Puigdemont, il fermo in Germania si trasforma in arresto: trasferito in un carcere del nord

25 Mar 2018 18:32 - di Redazione

Se ne parlava da mesi: il momento dell’arresto del leader indipendentista catalano, paventato fino ai giorni scorsi durante un breve viaggio in Finlandia, è arrivato. Carles Puigdemont è stato trasferito nel penitenziario di Neumünster, nel lander del Schleswig-Holstein, nel nord della Germania, dove – secondo quanto riferito dalla Dpa – l’ex presidente della Generalitat è arrivato nel carcere verso le 15 a bordo di veicolo con i vetri oscurati.  E mentre interrogativi e rumors, indiscrezioni e supposizioni si susseguono da ore incalzando gli eventi, il vice procuratore generale del Schleswig-Holstein, Ralph Döpper, non parla, non conferma, non si lascia sfuggire neppure il minimo accenno sul trasferimento, invocando «ragioni di sicurezza».

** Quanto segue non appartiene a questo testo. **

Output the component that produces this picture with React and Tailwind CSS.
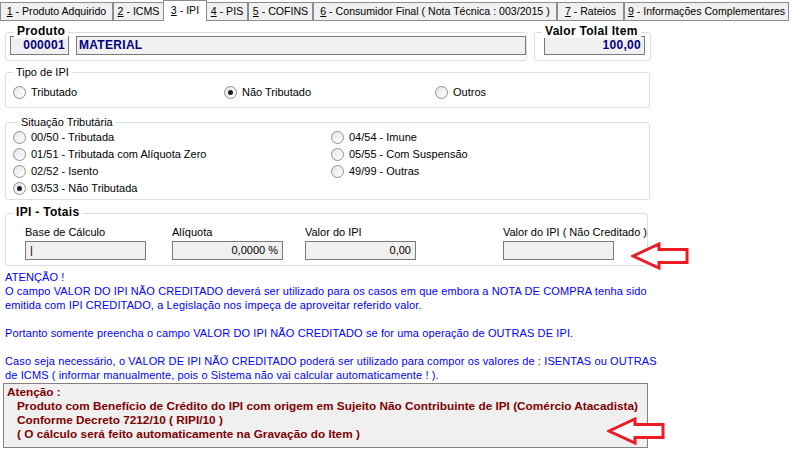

Puigdemont trasferito in un penitenziario nel nord della Germania

Come riferito nelle ultime ore, Puigdemont è stato fermato dalla polizia tedesca in base all’ordine d’arresto europeo che è stato riattivato dalla Spagna dopo che la Corte Suprema, venerdì scorso, ha confermato contro di lui accuse di ribellione, sedizione ed abuso di potere, che possono portare in Spagna ad una condanna a 30 anni di carcere. L’arresto in Germania complica la posizione processuale del leader catalano, dal momento che, a differenza del Belgio dove Puigdemont si è rifugiato cinque mesi fa, la Germania ha nel suo codice penale il reato di alto tradimento, equiparabile a quello di ribellione, con pene che vanno dai dieci anni all’ergastolo. Le regole del mandato d’arresto europeo, in vigore dal 2004, prevedono che, come primo passo, la magistratura tedesca decida se mantenere Puigdemont in stato di fermo mentre si decide dell’eventuale estradizione. Estradizione che potrebbe avvenire in tempi molto brevi, entro 10 giorni, se Puigdemont non si oppone. In caso contrario, la decisione deve essere presa entro un massimo di 60 giorni.

Costante la comunicazione tra le procure spagnola e tedesca

E mentre la magistratura tedesca riflette e decide per quale opzione optare tra l’estradizione del detenuto o il suo mantenimento in stato di fermo, la procura del Schleswig-Holstein riferirà già domani mattina sulla decisione in merito al fatto se Carles Puigdemont, l’ex presidente della Generalitat catalana fermato oggi in Germania sulla base dell’ordine di cattura europeo emesso dalla Spagna, dovrà rimanere in custodia cautelare, durante la procedura per l’estradizione. Da parte sua, invece, la Procura spagnola in un comunicato diramato poco fa, ha dichiarato che «per quanto riguarda la detenzione di Carles Puigdemont, la procura è in stretto contatto con la procura tedesca e con Eurojust per mettere a loro disposizione tutta la documentazione ed il materiale necessario per rendere effettivo l’ordine d’arresto europeo». Mentre dal ministero dell’Interno si conferma, come riferito in queste ore dal sito del Pais, che ora il caso dell’ex presidente della Generalitat catalana, fermato in mattinata in Germania, è in mano al tribunale d’appello dello Schleswig-Holstein. Intanto, fonti dei servizi spagnoli rendono noto che il leader indipendentista catalano era sotto controllo sin dalla sua uscita ieri dalla Finlandia ed in un primo momento si era pensato di far scattare il fermo in Danimarca. Ma poi, quando è apparso chiaro che avrebbe continuato il viaggio via terra, si è preferito farlo arrestare in Germania, Paese con il quale la Spagna ha migliori relazioni di cooperazione di polizia.

Cortei a Barcellona contro l’arresto di Puigdemont

Intanto, come è facile intuire, la notizia del fermo di Puigdemont sta provocando proteste da parte degli esponenti politici in Catalogna, dove è stata indetta per questo pomeriggio una manifestazione contro l’arresto dell’ex presidente e la detenzione degli altri leader indipendentisti. «La Spagna non garantisce un giudizio equo, solo vendetta e repressione», ha twittato Elsa Artadi, portavoce di Junts per Catalunya (JxCat), la formazione politica di Puigdemont. Mentre Mireia Boya, ex deputata del Cup, ha rivolto un appello all’Unione Europea: «Ora si vedrà se la Ue intende avallare la violazione dei diritti fondamentali da parte dello stato spagnolo».